Depuis le 12 janvier 2015, M. Ngoyi Mutamba avait participé activement à plusieurs actions pacifiques visant à dénoncer une réforme électorale. Le 21 janvier 2015, après avoir rendu visite à des manifestants blessés, M. Ngoyi Mutamba, a été enlevé par des éléments armés de la garde républicaine à Kinshasa et gardé en détention au secret pendant une vingtaine de jours à l’Agence nationale de renseignement (ANR).

Après avoir interdit la tenue d’une marche visant à alerter l’opinion sur son enlèvement et sur les multiples atteintes subies par les défenseurs des droits humains dans le pays, le 5 février 2015, le porte parole du gouvernement a finalement annoncé les charges pour lesquelles celui-ci serait présenté au Parquet général de la République et poursuivi.

« Au vue des accusations fallacieuses dont Christopher Ngoyi Mutamba est déjà la cible en lien évident avec le contexte politique actuel en RDC, il faut rester vigilant et s’assurer qu’il bénéficie d’un procès équitable devant un tribunal impartial » , a déclaré Karim Lahidji, président de la FIDH.

« Il est du devoir des autorités congolaises de garantir que les droits de Christopher Ngoyi Mutamba soient respectés » , a ajouté Gerald Staberock, secrétaire général de l’OMCT.

Contexte

Le 5 janvier 2015, le gouvernement a déposé un projet de loi portant modification de la loi électorale.
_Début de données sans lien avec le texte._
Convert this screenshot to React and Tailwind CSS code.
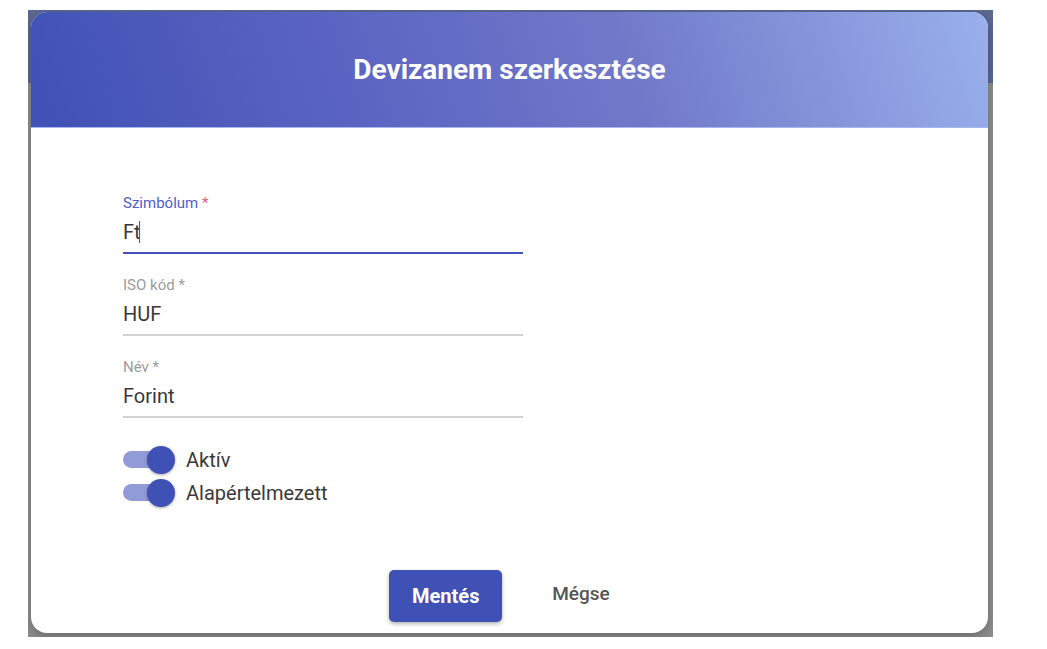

Ce projet dispose que la liste électorale « doit être actualisée en tenant compte de l’évolution des données démographiques et de l’identification de la population », faisant ainsi du recensement de la population un pré-requis à l’organisation de tout scrutin législatif et présidentiel à venir. Dans un pays de 2,5 millions de km carré, comptant plus de 77 millions d’habitants, et en proie à la violence et une instabilité récurrentes, un tel recensement paraît difficilement réalisable en moins de 4 ans, permettant ainsi de reporter d’autant la tenue du scrutin présidentiel auquel Joseph Kabila, au pouvoir depuis 2001, ne peut, théoriquement, pas se présenter.

Dès le début de l’examen du projet de loi par le Parlement, l’opposition et la société civile n’ont cessé d’exprimer leurs craintes et désaccords. Des partis d’opposition ont d’abord appelé au rassemblement et au boycott des travaux parlementaires. Le projet de loi ayant été adopté en catimini par l’Assemblée nationale le 17 janvier dernier, l’opposition, a dénoncé un « coup d’État constitutionnel », et appelé la population à manifester massivement dès le lundi 19 janvier alors que le Sénat devait examiner le projet de loi. Faisant suite à cet appel, les autorités avaient notamment coupé les communications internet et SMS.